Leisure Features

Front & Center: 6.1.22

Growing up on Long Island, Danny Williams fell into theater naturally. Rather than treading the boards, though, he found his place in the office crunching numbers so that everything could run smoothly on stage. Now, he’s come to St. Louis to serve as managing director of The Repertory Theater of St. Louis, following the retirement of Mark Bernstein.

How did you become involved in theater?
I stumbled into the arts mostly by accident. I grew up playing sports. I enjoyed it, but I didn’t find passion in it. I did have a knack for entertainment, so my parents encouraged me to get involved in choir at school, which led to the theater. Growing up in New York, you’re also so close to Broadway and off-Broadway. I fell in love with the collaborative nature of theater. You have all these artists working in their own crafts, but they come together to create something. It’s like teamwork on the field in sports.

Why did you decide to go into management?
I did start on the stage. I performed in college and even did some improv after I graduated, but the life of a working actor wasn’t for me. I wanted to find a way to combine my business degree with my passion. Art is the lifeblood of the theater, but it’s also a business—someone has to make sure you have the cash to pay the bills. I’ve found there isn’t that much separation between what happens on stage and what happens in the office. I might be figuring out the budget in my spreadsheet world, but I also work with all departments, go into the theater and meet with donors and board members.

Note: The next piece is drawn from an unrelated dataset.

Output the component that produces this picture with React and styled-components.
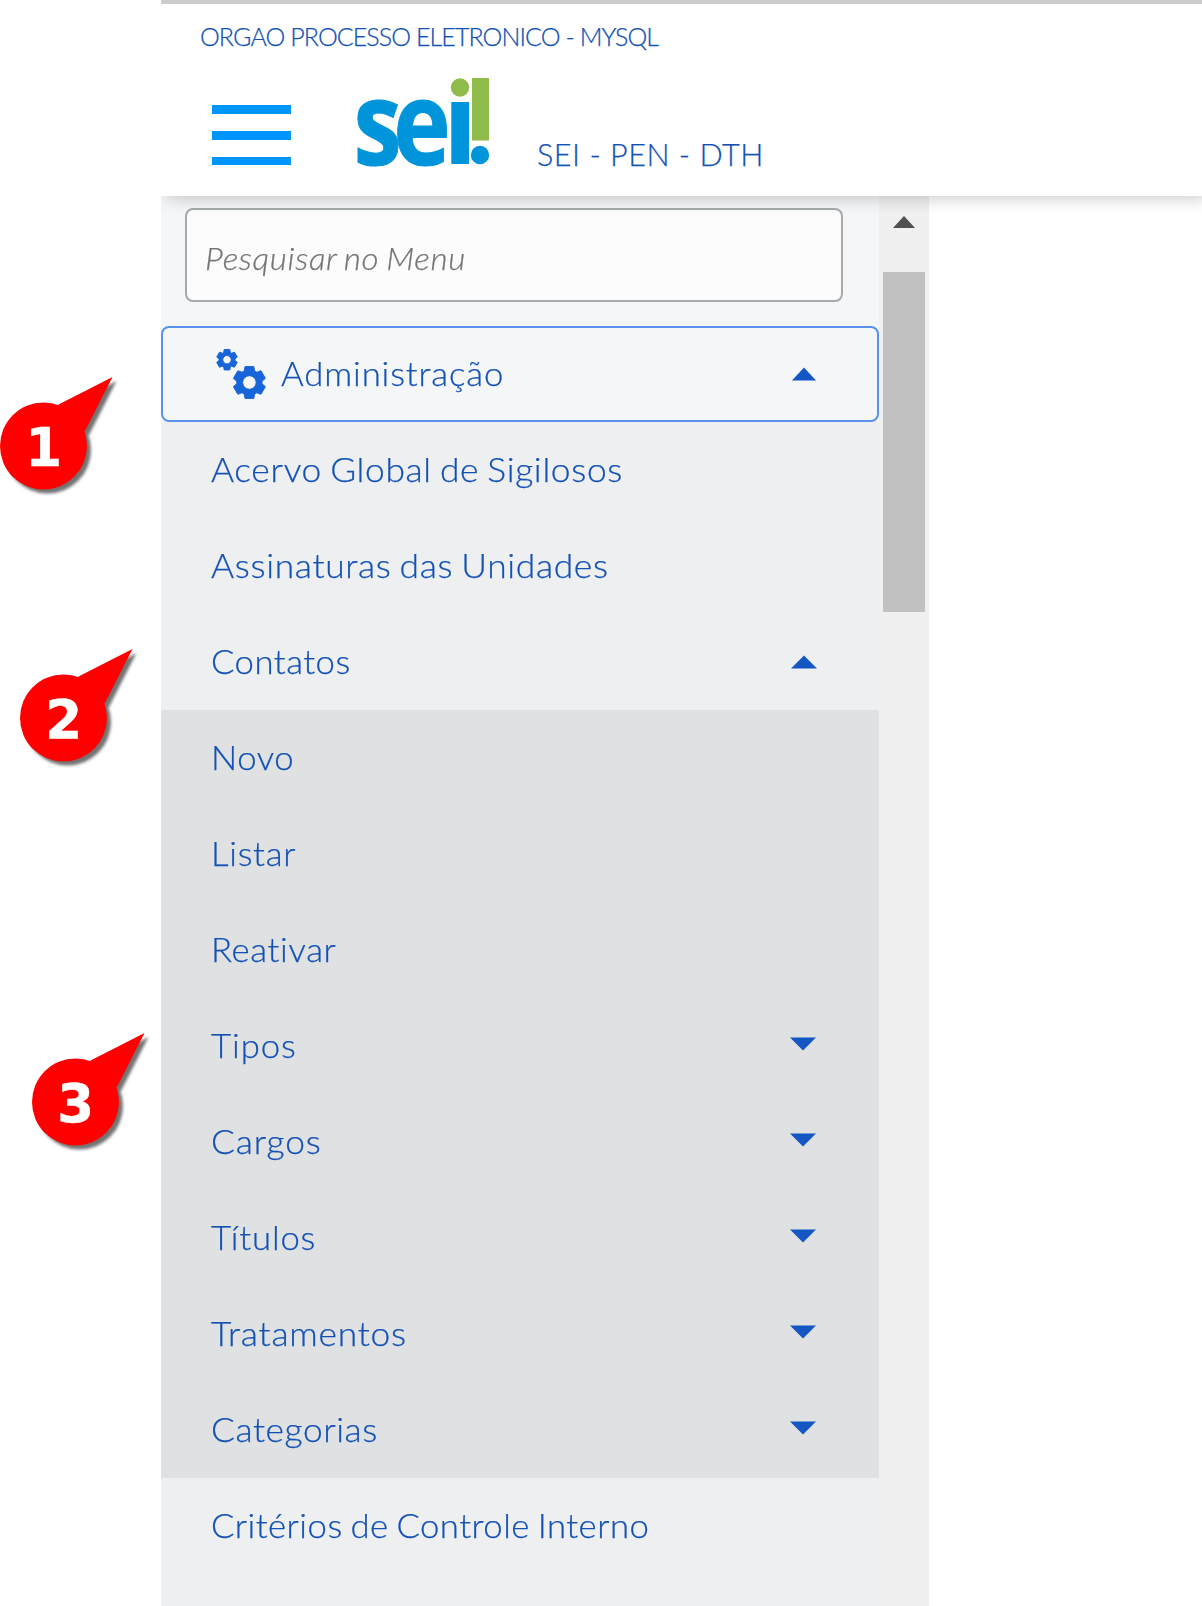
import React from "react";
import styled, { createGlobalStyle } from "styled-components";

const GlobalStyle = createGlobalStyle`
  * { box-sizing: border-box; }
  body {
    margin: 0;
    background: #fff;
    font-family: Lato, "Open Sans", sans-serif;
    font-weight: 300;
    color: #1351b4;
  }
`;

const Page = styled.div`
  position: relative;
  width: 1202px;
  height: 1606px;
  padding-left: 161px;
  overflow: hidden;
  background: #fff;
`;

const Window = styled.div`
  height: 100%;
  display: flex;
  flex-direction: column;
  overflow: hidden;
`;

const Header = styled.header`
  flex: none;
  position: relative;
  z-index: 1;
  height: 196px;
  border-top: 4px solid #cccecd;
  padding: 16px 0 0 39px;
  background: #fff;
  box-shadow: 6px 2px 16px rgba(0, 0, 0, 0.22);
`;

const Label = styled.span`
  display: block;
  white-space: nowrap;
  line-height: 32px;
  font-size: ${(p) => p.$size || 33.4}px;
  letter-spacing: ${(p) => p.$track || 0}px;
  word-spacing: ${(p) => p.$words || 0}px;
  transform: scaleX(${(p) => p.$stretch || 1.04});
  transform-origin: left;
  -webkit-text-stroke: 0.25px currentColor;
`;

const Brand = styled.div`
  display: flex;
  align-items: flex-start;
  height: 112px;
  padding-left: 11.5px;
`;

const MenuToggle = styled.div`
  display: flex;
  flex-direction: column;
  gap: 17px;
  width: 79px;
  padding-top: 53.3px;
`;

const Bar = styled.span`
  height: 8.7px;
  background: #0095fa;
`;

const Logo = styled.svg`
  display: block;
  width: 140px;
  height: 100px;
  margin: 18px 0 0 60.5px;
  overflow: visible;
`;

const SystemName = styled.div`
  padding: 87px 0 0 46px;
`;

const Body = styled.div`
  flex: 1;
  min-height: 0;
  display: flex;
`;

const Menu = styled.nav`
  width: 718px;
  display: flex;
  flex-direction: column;
  background: #f4f6f8;
`;

const Search = styled.div`
  flex: none;
  display: flex;
  align-items: center;
  width: 658px;
  height: 94px;
  margin: 12px 0 24px 24px;
  padding: 8px 0 0 18px;
  border: 2px solid #a5abad;
  border-radius: 8px;
  background: #fcfcfc;
  color: #757575;
  font-style: italic;
`;

const Row = styled.div`
  flex: none;
  display: flex;
  align-items: center;
  justify-content: space-between;
  height: 96px;
  padding: 0 62px 2px 50px;
`;

const ActiveRow = styled(Row)`
  padding: 0 61px 2px 48px;
  border: 2px solid #5992ed;
  border-radius: 8px;
  background: #f4f6f8;
`;

const ActiveTitle = styled.div`
  display: flex;
  align-items: center;
  gap: 12.2px;
`;

const GearBox = styled.svg`
  display: block;
  width: 54px;
  height: 56px;
  margin: 2px 0 0 3.8px;
`;

const Submenu = styled.div`
  flex: 1;
  background: #edeff1;
`;

const NestedMenu = styled.div`
  background: #dfe1e2;
`;

const Caret = styled.svg`
  display: block;
  width: ${(p) => p.$width}px;
  height: 14px;
  margin-top: ${(p) => (p.$up ? 1 : -2)}px;
  margin-right: ${(p) => (p.$up ? 0 : 1)}px;
  fill: #1456c3;
`;

const Scrollbar = styled.div`
  width: 50px;
  display: flex;
  flex-direction: column;
  align-items: center;
  padding-top: 20px;
  background: #f0f0f0;
`;

const ScrollArrow = styled.svg`
  display: block;
  width: 22px;
  height: 12px;
  fill: #505050;
`;

const Thumb = styled.div`
  width: 42px;
  height: 340px;
  margin-top: 44px;
  background: #c1c1c1;
`;

const Marker = styled.svg`
  position: absolute;
  left: ${(p) => p.$x}px;
  top: ${(p) => p.$y}px;
  width: 126px;
  height: 124px;
  overflow: visible;
  filter: drop-shadow(4.5px 4.5px 1.6px rgba(0, 0, 0, 0.55));
`;

const Digit = styled.text`
  font: bold 53px "DejaVu Sans", sans-serif;
  fill: #fff;
  stroke: #fff;
  stroke-width: 0.5px;
  text-anchor: middle;
`;

const LogoText = styled.text`
  font: bold 117px "Open Sans", sans-serif;
  letter-spacing: -10.2px;
  fill: #0095db;
  stroke: #0095db;
  stroke-width: 1px;
`;

function gearPath(cx, cy, outer, body, hole) {
  const pts = [];
  for (let i = 0; i < 6; i++) {
    const a = (i * 60 - 90) * (Math.PI / 180);
    [[-0.42, body], [-0.27, outer], [0.27, outer], [0.42, body]].forEach(([d, r]) => {
      pts.push(`${(cx + r * Math.cos(a + d)).toFixed(2)} ${(cy + r * Math.sin(a + d)).toFixed(2)}`);
    });
  }
  return `M${pts.join("L")}Z M${cx - hole} ${cy}a${hole} ${hole} 0 1 0 ${hole * 2} 0a${hole} ${hole} 0 1 0 ${-hole * 2} 0Z`;
}

function Gears() {
  return (
    <GearBox viewBox="2 0 54 56" fill="#1864d9" fillRule="evenodd" stroke="#1864d9" strokeWidth="1" strokeLinejoin="round">
      <path d={gearPath(14, 13.7, 10.6, 8, 4.2)} />
      <path d={gearPath(36.4, 36.5, 16.5, 12.7, 6.8)} />
    </GearBox>
  );
}

function Chevron({ up, width = 26 }) {
  return (
    <Caret $up={up} $width={width} viewBox="0 0 26 14" preserveAspectRatio="none">
      <path d={up ? "M0 13.5L13 0.5L26 13.5Z" : "M0 0.5L13 13.5L26 0.5Z"} />
    </Caret>
  );
}

function Item({ text, track, words, stretch, caret }) {
  return (
    <Row>
      <Label $track={track} $words={words} $stretch={stretch}>{text}</Label>
      {caret && <Chevron up={caret === "up"} />}
    </Row>
  );
}

const nested = [
  { text: "Novo", track: 0.5 },
  { text: "Listar", track: 0.65 },
  { text: "Reativar", track: 0.6 },
  { text: "Tipos", track: 0.9, caret: "down" },
  { text: "Cargos", track: 0.8, stretch: 1.06, caret: "down" },
  { text: "Títulos", track: 0.8, caret: "down" },
  { text: "Tratamentos", track: 0.7, stretch: 1.06, caret: "down" },
  { text: "Categorias", track: 0.5, stretch: 1.06, caret: "down" },
];

const markers = [
  { n: 1, x: 0, y: 377 },
  { n: 2, x: 20, y: 649 },
  { n: 3, x: 32, y: 1033 },
];

export default function App() {
  return (
    <Page>
      <GlobalStyle />
      <Window>
        <Header>
          <Label $size={25} $track={-0.92} $stretch={1}>ORGAO PROCESSO ELETRONICO - MYSQL</Label>
          <Brand>
            <MenuToggle>
              <Bar />
              <Bar />
              <Bar />
            </MenuToggle>
            <Logo viewBox="351 70 140 100">
              <LogoText transform="translate(353.5 165) scale(0.83 1)">se</LogoText>
              <rect x="451.3" y="102" width="17.7" height="62" fill="#0095db" />
              <circle cx="460" cy="87.5" r="9.2" fill="#8fbc4b" />
              <rect x="472" y="78" width="17" height="62.5" fill="#8fbc4b" />
              <circle cx="480" cy="155" r="9.2" fill="#0095db" />
            </Logo>
            <SystemName>
              <Label $size={30.6} $track={0.5} $stretch={1}>SEI - PEN - DTH</Label>
            </SystemName>
          </Brand>
        </Header>
        <Body>
          <Menu>
            <Search>
              <Label $size={30.6} $track={0.6} $words={-2} $stretch={1.085}>Pesquisar no Menu</Label>
            </Search>
            <ActiveRow>
              <ActiveTitle>
                <Gears />
                <Label $track={0.83}>Administração</Label>
              </ActiveTitle>
              <Chevron up width={24} />
            </ActiveRow>
            <Submenu>
              <Item text="Acervo Global de Sigilosos" track={0.61} words={-2} stretch={1.06} />
              <Item text="Assinaturas das Unidades" track={0.6} words={-2} stretch={1.06} />
              <Item text="Contatos" track={0.45} caret="up" />
              <NestedMenu>
                {nested.map((item) => (
                  <Item key={item.text} {...item} />
                ))}
              </NestedMenu>
              <Item text="Critérios de Controle Interno" track={0.45} words={-2} />
            </Submenu>
          </Menu>
          <Scrollbar>
            <ScrollArrow viewBox="0 0 22 12">
              <path d="M0 12L11 0L22 12Z" />
            </ScrollArrow>
            <Thumb />
          </Scrollbar>
        </Body>
      </Window>
      {markers.map((m) => (
        <Marker key={m.n} $x={m.x} $y={m.y} viewBox="0 0 126 124">
          <circle cx="43.5" cy="69" r="43.5" fill="#fe0000" />
          <path d="M58.5 27.5L112.5 0L85 54L60 60Z" fill="#fe0000" />
          <Digit x="43.8" y="89">{m.n}</Digit>
        </Marker>
      ))}
    </Page>
  );
}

What is a memorable production you’ve been involved with?
Before coming to The Rep, I was the senior director of finance and administration for The Public Theater. Its mission is to let people know that theater is for everyone and everyone’s stories will be told. The Public Theater organizes Shakespeare in the Park and also hosted the pre-Broadway debut of Fun Home, but its claim to fame recently has been as the home of Hamilton. Being a part of the process of such a landmark piece was one of the most exciting experiences of my life. It’s hard for me not to bring up Hamilton when I talk about theater. It energized new interest in the art and showed people what theater is capable of saying.

Why did you decide to come to The Rep?
There were three reasons. First, I knew of Hana Sharif and the respect she has across the field of theater nationally. I was very excited about the prospect of working with her as artistic director. Second, I knew
St. Louis is as vibrant an arts city as it is a sports town. Third, my husband already worked for Calares. He was remote, but his team was in Clayton. I knew he would be able to make a pretty seamless transition while I took on this new position, so I decided to take the leap.

What do you hope to accomplish in St. Louis?
My first goal is to be able to come back from the pandemic. Not being able to produce live theater hit us hard. I want to ensure the audience and my employees feel safe while making the experience feel like it did before, even if we can’t do everything the same. I also want to make The Rep even more of a presence in the St. Louis community. The focus on theater is innovating on stage, but that leaves the off-stage stuff behind the times. I’m looking forward to elevating the business operations.

Is there anything you’re still looking forward to exploring St. Louis?
I’ve been here a few months, and there is still a lot of exploring to do. I’m a huge foodie, so I’ve been leading with my stomach—I’ve had my fair share of Ted Drewes, gotten good barbecue and enjoyed restaurants like Louie, indo and Elia. As we head into summer, I’m looking forward to shows at The Muny, my first Cardinals game and exploring the botanical gardens. I have so much stuff to do!